India has paid $1.02 billion in manufacturing incentives to boost local production following over $13 billion in investments from private firms under a scheme introduced in 2020, said Rajesh Kumar Singh, top bureaucrat at India’s Department for Promotion of Industry and Internal Trade, while reviewing the scheme.

The 1.97-trillion-rupee ($24 billion) production-linked incentive scheme (PLI) is India’s key industrial policy and covers 14 sectors ranging from electronic products to drones.

Critical to Prime Minister Narendra Modi’s plans to promote India as a global manufacturing hub, the scheme has drawn participation from large global and Indian firms including Apple, Foxconn, Samsung Electronics, Hindustan Unilever Ltd and Reliance Industries.

It has also helped push mobile phone exports to a record $15 billion in the fiscal year that ended March 31, according to industry estimates.

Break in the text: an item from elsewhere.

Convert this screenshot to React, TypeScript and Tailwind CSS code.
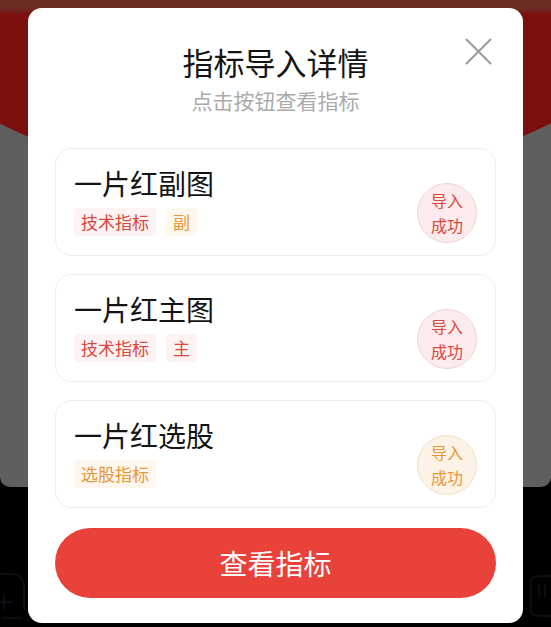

“The scheme has had a good impact and incentive disbursements have also picked up,” Rajesh Kumar Singh, top bureaucrat at India’s Department for Promotion of Industry and Internal Trade, told Reuters.

India has exported goods worth 3 trillion rupees – 3.5 trillion rupees under the PLI scheme, the official said.

Production in sectors such as mobile phones, electronics and food processing has “moved faster”, while that in white goods and drones has also picked up, he said.

Still, textile and specialty steel sectors are seeing some lag and the incentives for those may require tweaks, Singh, whose department oversees the scheme’s implementation, said.

India regularly reviews the scheme’s uptake.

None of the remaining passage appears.